Hey, folks! It’s been a hectic month in terms of books: the first movie spin-off of JK Rowling’s Harry Potter series, Fantastic Beasts and Where to Find Them, was released on November 17; Carrie Fisher released her new Star Wars memoir, The Princess Diarist; and The Light Between Oceans by M.L Stedman and Looking For Alaska are slated for movies adaptations.

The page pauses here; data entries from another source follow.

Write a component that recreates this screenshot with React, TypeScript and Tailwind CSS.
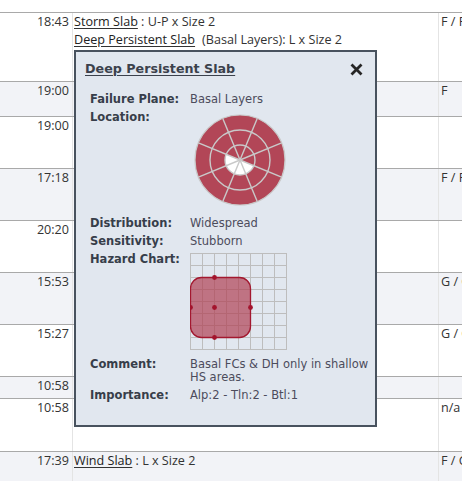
import React from "react";

type Row = {
  time: string;
  right: string;
  h: string;
  bg: string;
  mid?: React.ReactNode;
};

const Link = ({ children }: { children: React.ReactNode }) => (
  <span className="underline decoration-[#333] underline-offset-[2px] text-[#222]">{children}</span>
);

const rows: Row[] = [
  {
    time: "18:43",
    right: "F / F",
    h: "h-[69px]",
    bg: "bg-white",
    mid: (
      <>
        <div>
          <Link>Storm Slab</Link> : U-P x Size 2
        </div>
        <div>
          <Link>Deep Persistent Slab</Link>
          <span className="ml-[7px]">(Basal Layers): L x Size 2</span>
        </div>
      </>
    ),
  },
  { time: "19:00", right: "F", h: "h-[35px]", bg: "bg-[#f2f3f7]" },
  { time: "19:00", right: "", h: "h-[52px]", bg: "bg-white" },
  { time: "17:18", right: "F / F", h: "h-[52px]", bg: "bg-[#f2f3f7]" },
  { time: "20:20", right: "", h: "h-[52px]", bg: "bg-white" },
  { time: "15:53", right: "G / G", h: "h-[52px]", bg: "bg-[#f2f3f7]" },
  { time: "15:27", right: "G / G", h: "h-[52px]", bg: "bg-white" },
  { time: "10:58", right: "", h: "h-[22px]", bg: "bg-[#f2f3f7]" },
  { time: "10:58", right: "n/a", h: "h-[53px]", bg: "bg-white" },
  {
    time: "17:39",
    right: "F / G",
    h: "h-[40px]",
    bg: "bg-[#f2f3f7]",
    mid: (
      <div>
        <Link>Wind Slab</Link> : L x Size 2
      </div>
    ),
  },
];

function pt(theta: number, r: number, c = 50) {
  const a = (theta * Math.PI) / 180;
  return [c + r * Math.sin(a), c - r * Math.cos(a)];
}

const Rose = () => {
  const red = "#b24657";
  const line = "#c9c9c9";
  const [ax, ay] = pt(112.5, 15);
  const [bx, by] = pt(202.5, 15);
  const [cx2, cy2] = pt(292.5, 15);
  const angles = [22.5, 67.5, 112.5, 157.5, 202.5, 247.5, 292.5, 337.5];
  return (
    <svg width="100" height="100" viewBox="0 0 100 100">
      <circle cx="50" cy="50" r="45" fill={red} stroke={line} strokeWidth="1.2" />
      <path
        d={`M50 50 L${ax} ${ay} A15 15 0 0 1 ${bx} ${by} A15 15 0 0 1 ${cx2} ${cy2} Z`}
        fill="#ffffff"
      />
      <circle cx="50" cy="50" r="30" fill="none" stroke={line} strokeWidth="1.4" />
      <circle cx="50" cy="50" r="15" fill="none" stroke={line} strokeWidth="1.4" />
      {angles.map((t) => {
        const [x, y] = pt(t, 45);
        return <line key={t} x1="50" y1="50" x2={x} y2={y} stroke={line} strokeWidth="1.4" />;
      })}
    </svg>
  );
};

const Hazard = () => {
  const ticks = [0, 1, 2, 3, 4, 5, 6, 7, 8];
  return (
    <svg width="97" height="97" viewBox="0 0 97 97">
      {ticks.map((i) => (
        <line key={"v" + i} x1={0.5 + i * 12} y1="0" x2={0.5 + i * 12} y2="97" stroke="#bdbdbd" strokeWidth="1" />
      ))}
      {ticks.map((i) => (
        <line key={"h" + i} x1="0" y1={0.5 + i * 12} x2="97" y2={0.5 + i * 12} stroke="#bdbdbd" strokeWidth="1" />
      ))}
      <rect x="0.5" y="24.5" width="60" height="60" rx="11" fill="#b03c50" fillOpacity="0.68" stroke="#a3182f" strokeWidth="1.3" />
      {[
        [24.5, 24.5],
        [0.5, 54.5],
        [24.5, 54.5],
        [60.5, 54.5],
        [24.5, 84.5],
      ].map(([x, y], i) => (
        <circle key={i} cx={x} cy={y} r="2.4" fill="#a3142d" />
      ))}
    </svg>
  );
};

const Label = ({ children }: { children: React.ReactNode }) => (
  <div className="w-[100px] shrink-0 font-bold text-[#373e4a] pt-[3px] pb-[2px] leading-[13px]">{children}</div>
);

export default function App() {
  return (
    <div
      className="relative w-[462px] h-[481px] overflow-hidden bg-white text-[12.6px] text-[#333]"
      style={{ fontFamily: '"Open Sans", "Liberation Sans", sans-serif' }}
    >
      <div className="h-[12px]" />
      {rows.map((r, i) => (
        <div key={i} className={`flex border-t border-[#a9a9a9] ${r.h} ${r.bg}`}>
          <div className="w-[73px] shrink-0 border-r border-[#e4e4e4] pr-[3px] text-right leading-[18px]">{r.time}</div>
          <div className="w-[366px] shrink-0 border-r border-[#e4e4e4] pl-[1px] leading-[18px] whitespace-nowrap">{r.mid}</div>
          <div className="flex-1 pl-[2px] leading-[18px] whitespace-nowrap">{r.right}</div>
        </div>
      ))}

      <div
        className="absolute left-[74px] top-[50px] w-[303px] border-2 border-[#48525e] bg-[#e1e7ef] pb-[21px]"
        style={{ fontFamily: '"DejaVu Sans", Verdana, sans-serif' }}
      >
        <div className="flex items-center justify-between pl-[9px] pr-[12px] pt-[8px] h-[26px]">
          <span className="text-[12.7px] font-bold text-[#3b414c] underline underline-offset-[2px] leading-[18px]">
            Deep Persistent Slab
          </span>
          <svg width="13" height="13" viewBox="0 0 13 13">
            <path d="M1.5 1.5 L11.5 11.5 M11.5 1.5 L1.5 11.5" stroke="#262626" strokeWidth="2.8" strokeLinecap="butt" />
          </svg>
        </div>
        <div className="pl-[14px] mt-[12px] text-[11.5px] text-[#4c4c5c]">
          <div className="flex">
            <Label>Failure Plane:</Label>
            <div className="pt-[3px] pb-[2px] leading-[13px]">Basal Layers</div>
          </div>
          <div className="flex">
            <Label>Location:</Label>
            <div className="pt-[2px] pb-[4px]">
              <Rose />
            </div>
          </div>
          <div className="flex">
            <Label>Distribution:</Label>
            <div className="pt-[3px] pb-[2px] leading-[13px]">Widespread</div>
          </div>
          <div className="flex">
            <Label>Sensitivity:</Label>
            <div className="pt-[3px] pb-[2px] leading-[13px]">Stubborn</div>
          </div>
          <div className="flex">
            <Label>Hazard Chart:</Label>
            <div className="pt-[3px] pb-[5px]">
              <Hazard />
            </div>
          </div>
          <div className="flex">
            <Label>Comment:</Label>
            <div className="w-[180px] pt-[3px] pb-[2px] leading-[13px]">Basal FCs &amp; DH only in shallow HS areas.</div>
          </div>
          <div className="flex">
            <Label>Importance:</Label>
            <div className="pt-[3px] pb-[2px] leading-[13px]">Alp:2 - Tln:2 - Btl:1</div>
          </div>
        </div>
      </div>
    </div>
  );
}
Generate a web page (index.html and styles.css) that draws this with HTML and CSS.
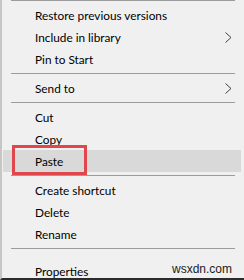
FILE: index.html
```html
<!DOCTYPE html>
<html lang="en">
<head>
    <meta charset="UTF-8">
    <meta name="viewport" content="width=device-width, initial-scale=1.0">
    <title>Context menu</title>
    <link rel="stylesheet" href="styles.css">
</head>
<body>

    <div class="menu">
        <div class="sep"></div>
        <div class="item">Restore previous versions</div>
        <div class="item">Include in library
            <svg class="arrow" width="7" height="11" viewBox="0 0 7 11"><polyline points="0.5,0.5 6,5.5 0.5,10.5" /></svg>
        </div>
        <div class="item">Pin to Start</div>
        <div class="sep"></div>
        <div class="item">Send to
            <svg class="arrow" width="7" height="11" viewBox="0 0 7 11"><polyline points="0.5,0.5 6,5.5 0.5,10.5" /></svg>
        </div>
        <div class="sep"></div>
        <div class="item">Cut</div>
        <div class="item">Copy</div>
        <div class="item active">Paste
            <!-- 赤い枠 -->
            <span class="mark"></span>
        </div>
        <div class="sep"></div>
        <div class="item">Create shortcut</div>
        <div class="item">Delete</div>
        <div class="item">Rename</div>
        <div class="sep sep-wide"></div>
        <div class="item">Properties</div>

        <span class="watermark">wsxdn.com</span>
    </div>

</body>
</html>
```

FILE: styles.css
```css
body {
    margin: 0;
    width: 244px;
    height: 280px;
    overflow: hidden;
    background-color: #f0f0f0;
    font-family: Lato, "Noto Sans", sans-serif;
    font-size: 11.8px;
    color: #000;
}
.menu {
    position: relative;
    box-sizing: border-box;
    height: 280px;
    border-left: 2px solid #c6c6c6;
    border-bottom: 2px solid #2b2b2b;
    overflow: hidden;
}
.item {
    position: relative;
    display: flex;
    justify-content: space-between;
    align-items: center;
    height: 22px;
    padding: 0 12px 0 33px;
}
.item.active {
    background-color: #d9d9d9;
    margin: 0 3px 0 1px;
    padding-left: 32px;
    padding-right: 8px;
}
.arrow polyline {
    fill: none;
    stroke: #404040;
    stroke-width: 1;
}
.sep {
    height: 1px;
    margin: 3px 9px 3px 9px;
    background-color: #9c9c9c;
}
.sep:first-child {
    margin-top: 0;
}
.sep-wide {
    margin-bottom: 11px;
}
/* 赤枠 */
.mark {
    position: absolute;
    left: 9px;
    top: -5px;
    width: 69px;
    height: 24px;
    border: 3px solid #e0474c;
}
.watermark {
    position: absolute;
    right: 12px;
    bottom: 2px;
    font-family: "Liberation Sans", sans-serif;
    font-size: 12px;
    color: #222;
}
```
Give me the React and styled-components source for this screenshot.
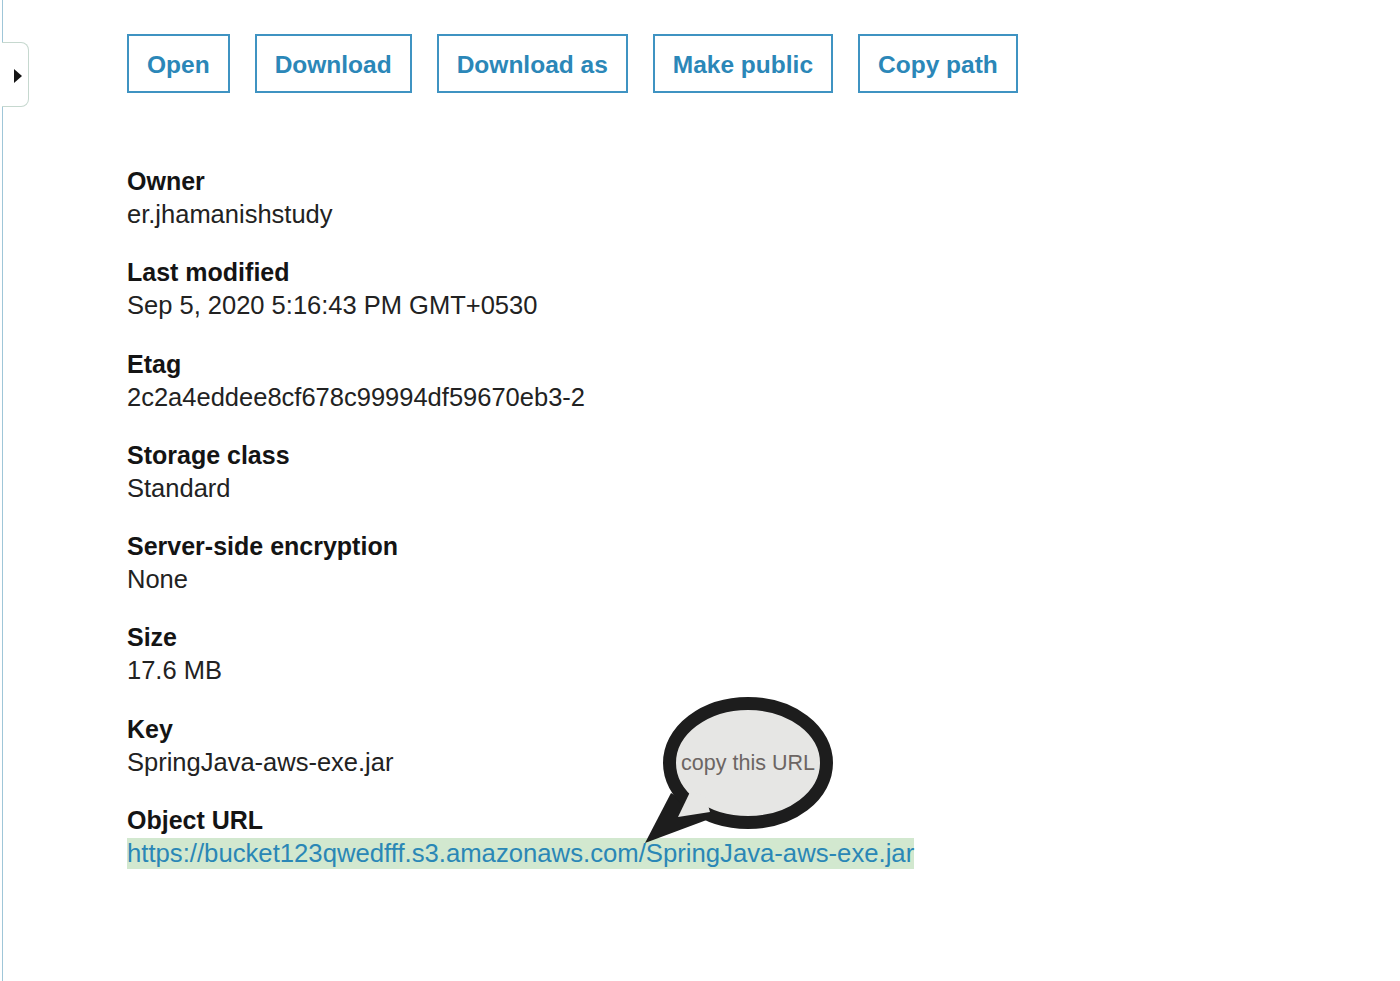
import React from "react";
import styled, { createGlobalStyle } from "styled-components";

const GlobalStyle = createGlobalStyle`
    html, body {
        margin: 0;
        padding: 0;
        background: #ffffff;
    }
    body {
        font-family: "Liberation Sans", Arial, sans-serif;
        color: #1b1b1b;
    }
`;

const details = [
    { label: "Owner", value: "er.jhamanishstudy" },
    { label: "Last modified", value: "Sep 5, 2020 5:16:43 PM GMT+0530" },
    { label: "Etag", value: "2c2a4eddee8cf678c99994df59670eb3-2" },
    { label: "Storage class", value: "Standard" },
    { label: "Server-side encryption", value: "None" },
    { label: "Size", value: "17.6 MB" },
    { label: "Key", value: "SpringJava-aws-exe.jar" },
];

const actions = ["Open", "Download", "Download as", "Make public", "Copy path"];

const SpeechBubble = () => (
    <Bubble>
        <svg width="200" height="160" viewBox="0 0 200 160">
            <polygon points="31,103 5,153 72,128" fill="#1d1d1d" />
            <ellipse cx="108" cy="73" rx="78.5" ry="59.5" fill="#e6e6e4" stroke="#1d1d1d" strokeWidth="13" />
            <polygon points="51,100 38,127 70,122 66,108" fill="#e6e6e4" />
        </svg>
        <BubbleText>copy this URL</BubbleText>
    </Bubble>
);

const App = () => {
    return (
        <>
            <GlobalStyle />
            <Page>
                <Sidebar>
                    <div className="rail rail--top" />
                    <div className="tab">
                        <span className="arrow" />
                    </div>
                    <div className="rail rail--fill" />
                </Sidebar>
                <Main>
                    <Toolbar>
                        {actions.map(a => (
                            <ActionButton key={a}>{a}</ActionButton>
                        ))}
                    </Toolbar>
                    <Details>
                        {details.map(d => (
                            <Section key={d.label}>
                                <Label>{d.label}</Label>
                                <Value>{d.value}</Value>
                            </Section>
                        ))}
                        <Section>
                            <Label>Object URL</Label>
                            <Value>
                                <UrlLink href="#">
                                    https://bucket123qwedfff.s3.amazonaws.com/SpringJava-aws-exe.jar
                                </UrlLink>
                            </Value>
                        </Section>
                        <SpeechBubble />
                    </Details>
                </Main>
            </Page>
        </>
    );
};

export default App;

const Page = styled.div`
    display: flex;
    min-height: 100vh;
`;

const Sidebar = styled.div`
    display: flex;
    flex-direction: column;
    width: 27px;
    margin-left: 2px;

    .rail {
        border-left: 1px solid #9fc6d8;
    }
    .rail--top {
        height: 42px;
    }
    .rail--fill {
        flex: 1;
    }
    .tab {
        box-sizing: border-box;
        height: 65px;
        border: 1px solid #c6d8cf;
        border-left: none;
        border-radius: 0 8px 8px 0;
        display: flex;
        align-items: center;
        padding-left: 12px;
        padding-top: 2px;
    }
    .arrow {
        width: 0;
        height: 0;
        border-top: 7px solid transparent;
        border-bottom: 7px solid transparent;
        border-left: 8px solid #151515;
    }
`;

const Main = styled.div`
    flex: 1;
    padding: 34px 0 0 98px;
`;

const Toolbar = styled.div`
    display: flex;
    gap: 25px;
`;

const ActionButton = styled.button`
    height: 59px;
    padding: 3px 18px 0;
    background: #ffffff;
    border: 2px solid #3f93c2;
    color: #2b87b8;
    font-family: "Liberation Sans", Arial, sans-serif;
    font-size: 24.5px;
    font-weight: bold;
    cursor: pointer;
`;

const Details = styled.div`
    position: relative;
    margin-top: 72px;
`;

const Section = styled.div`
    margin-bottom: 25.3px;
    font-size: 25.5px;
    line-height: 33px;
`;

const Label = styled.div`
    font-size: 25px;
    font-weight: bold;
    color: #141414;
`;

const Value = styled.div`
    color: #222222;
`;

const UrlLink = styled.a`
    display: inline-block;
    font-size: 25.7px;
    line-height: 31px;
    margin-top: 1px;
    background: #d2e8cf;
    color: #2a87b6;
    text-decoration: none;
`;

const Bubble = styled.div`
    position: absolute;
    left: 513px;
    top: 525px;
    width: 200px;
    height: 160px;

    svg {
        display: block;
    }
`;

const BubbleText = styled.span`
    position: absolute;
    left: 108px;
    top: 73px;
    transform: translate(-50%, -50%);
    white-space: nowrap;
    font-size: 21.5px;
    color: #6c6563;
`;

Our editors have been very slowly getting through our own slew of books. Let’s face it; books are always better than the movie versions… There’s no limit to the imagination that way.
Tiegan:
I’ve just started reading my review copy of Rough Honey by Melissa Stein; another Copper Canyon Press poet. The oxymoronic nature of collection’s title certainly offers you a glimpse into the nature of the collection; raw, honest, and unstifled emotion pour out of every page like water (impossibly) on fire. I read each page and feel like I’m reaching into another world where my emotions are heightened and everything I feel, I feel shamelessly and with integrity. It shows that someone sweet can also be someone emotionally toughened by life’s struggles and its many unanswerable questions.
Katie:
As the school semester is coming to a close, my Women in Literature professor chose Barbara Kingsolver’s Prodigal Summer as one of our final readings. Kingsolver’s novel is her ecofeminist manifesto written through the eyes of three alternating protagonists, Deanna, Lusa, and Garnett. Kingsolver tries to awaken a deep desire within her readers to set aside the urge to dominate nature and just embrace its natural balance between beauty and power.
Deanna, having been left by her husband, secludes herself in nature by becoming a forest ranger. Her journey begins when a handsome stranger, Eddie Bondo, intrudes on her neck of the woods and insists on tailing her as she quests to protect the coyotes he wants to kill. Lusa, a tri-religion city-slicker, married into a typical Southern, close-knit family and must learn to navigate the eccentricities of her husband’s farming world. Throughout the novel, the reader watches as she finds the balance between her new home and her old. Garnett is a cranky old, sanctimonious man who constantly bickers, in the most hilarious way possible, with his eco-loving neighbour, Nannie. His life’s mission, besides criticizing the younger generation, is to crossbreed chestnut trees to repopulate the forests that his family had destroyed.
Kingsolver beautifully weaves these three different stories into a web that parallels, but never quite touches. Each protagonist has a connection to all the others, although they do not know it themselves. As their stories unfold, the reader is left gasping for more of their quirkiness, oddities, and all-around great characterizations. Kingsolver excels at creating three characters so true to life that it is hard to remember that they only exist in the fictional realm of Zebulon County.
Rebecca:
I just started two books — both of which coincidentally involve the number one hundred.
The first is a Isabel Greenberg’s latest graphic novel One Hundred Nights of Hero, which I’ve only just started but so far is beautifully drawn, smart, and takes on the admirable task of giving a feminist interpretation of the Arabian Nights.
The second book is a translation from Swedish: a novel called The 100 Year Old Man who Jumped Out the Window and Disappeared by Jonas Jonasson. I’m a few chapters into this book, and so far its amusing and whimsical, sort of the Swedish version of Forrest Gump with a lovable, relatively clueless protagonist who makes the impulsive decision to go on an adventure just hours before the city celebrates his hundredth birthday party.
Both books so far have been a wonderful escape from the world of politics and the winter blues, and I am excited to keep reading.
Shonavee:
This month, I’ve been reading Fight Like A Girl by Clementine Ford: a memoir focusing on Ford’s female centric experiences growing up as a young girl, a teenager, a young adult and now a mother. She juxtaposes her personal experiences with body image, socialising, bullying, boys, female friendship, sexuality, work, pregnancy, motherhood and more against the backdrop of patriarchal structures. Ford exposes the influence of these structures in her staunch pre-feminist life and post-feminist epiphany; how feminism informs her work, her life online and the decisions she makes daily.
Fight Like A Girl is a fearless exploration of the female experience that holds no punches, and does so with an endless supply of wit and humour. If you ever wanted sincere honesty from a writer while they deconstructed the fragile state of our patriarchal world, you can’t go past this book.